The 15-year-old condo in West Coast Crescent, in Pasir Panjang, has 318 units. According to the management committee chairman, Mr Chew had cleaned out the condo’s management and sinking funds meant for upgrading, repair and maintenance, and paying contractors for work done.

The matter came to light in December 2007 after a new management committee took over. The chairman, Mr Jaffar Hassan, said yesterday: ‘When we took over, there was just $1,200 left in the bank account for the condominium’s upkeep.’

Mr Jaffar’s team hired forensic accountants to trace how the money was taken in the 18-month period from June 2006. A police report was also lodged.

Among other things, it emerged that Mr Chew opened an additional bank account in the condo’s name without getting authorisation from the committee.

According to court documents filed, he forged signatures to make cheque payments to himself. Cheques were meant to be signed by two office-bearers of the management committee.

Mr Jaffar said the committee was saddled with unpaid bills for cleaners, security guards and other contractors amounting to about $300,000.

There was also an unusable lift that needed $21,000 to repair.

Mr Jaffar said a general meeting was called and residents agreed to each contribute six instalments totalling $2,400. The contributions allowed the condo to continue with its upkeep.

He said: ‘We had to move this at a very difficult time as there was a turnaround with an economic downturn.

‘I hope the lessons learnt at West Bay will serve to make others more aware in the management of their estates.’
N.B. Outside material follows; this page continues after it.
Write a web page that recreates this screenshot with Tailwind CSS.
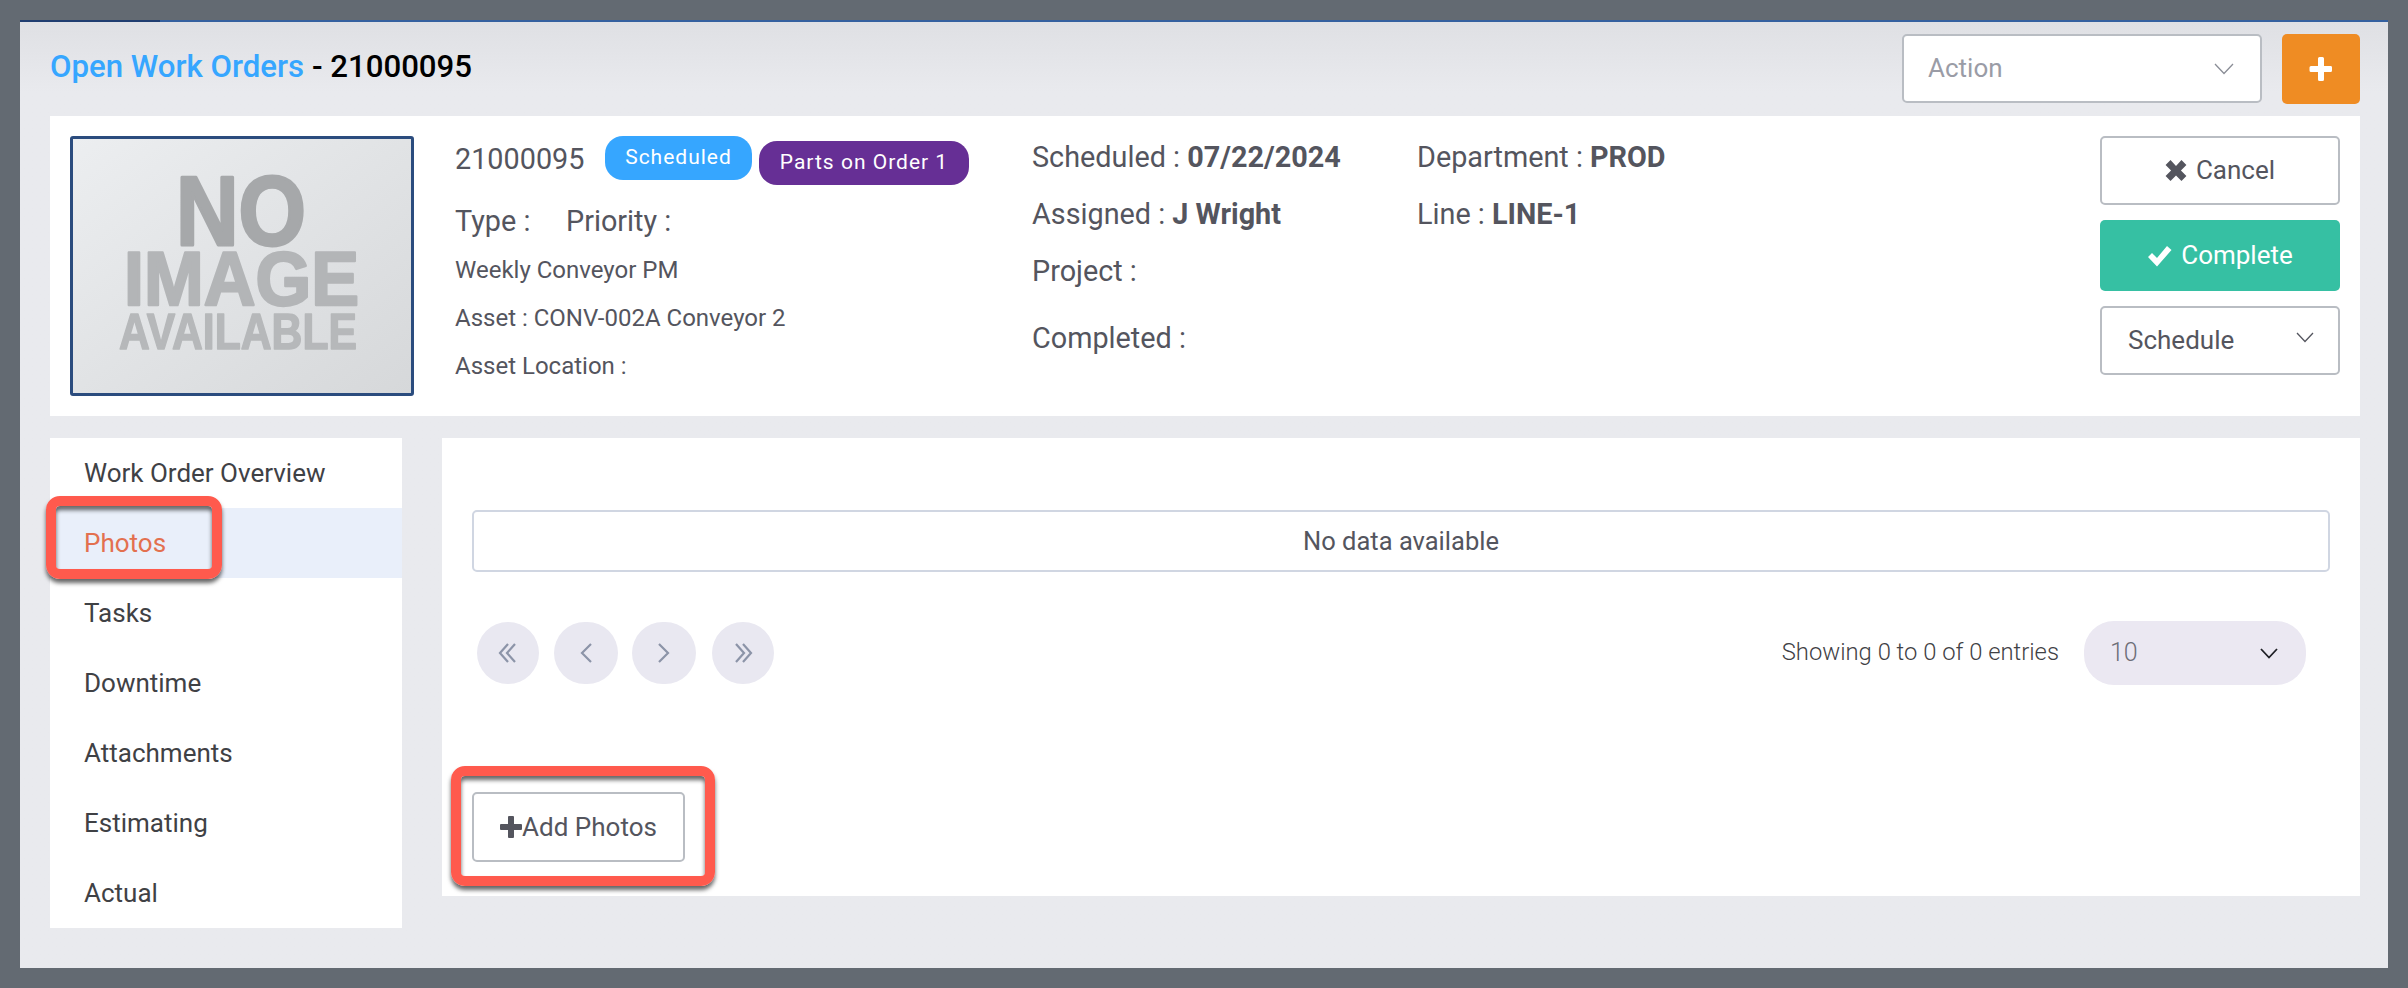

How condos protect their funds
SOME managing agents of condominiums here are not allowed to sign on cheques to make payments on behalf of the estates they run. Such duties are usually entrusted to the estate’s management councils. Usually, at least two signatures - that of the chairman and treasurer or secretary - are needed for cheque payments.

It is a safeguard against possible misappropriation of funds by managing agents, said Mr Vijayen Nair, a property manager from Philip Motha Property Management, which runs about 30 condominiums and commercial buildings here.

The 52-year-old, who manages The 101 complex - a residential and commercial building in Beach Road, keeps the cheque books to the estate’s funds under lock and key. His employees have to present invoices and purchase orders for him to verify before he writes the cheques. They will then get the necessary signatures from the estate’s council members. ‘If any money goes missing, I become personally liable,’ he told The Straits Times.

Mr Chan Kok Hong, managing director of CKH Strata Management which looks after 95 condominiums, said his firm has become increasingly reliant on Internet banking to keep tabs on the money that goes in and out of an estate’s fund. ‘It’s faster to track this way. With Internet banking, I can verify almost immediately that the money has been deposited, rather than wait for the bank slip at the end of the month.’

Both he and Mr Nair stressed the importance of dilligence when documenting evidence of transactions. Mr Chan said council treasurers should ’scrutinise the accounts, ask a lot of questions and sign off on all documents’ to avoid fraud being committed.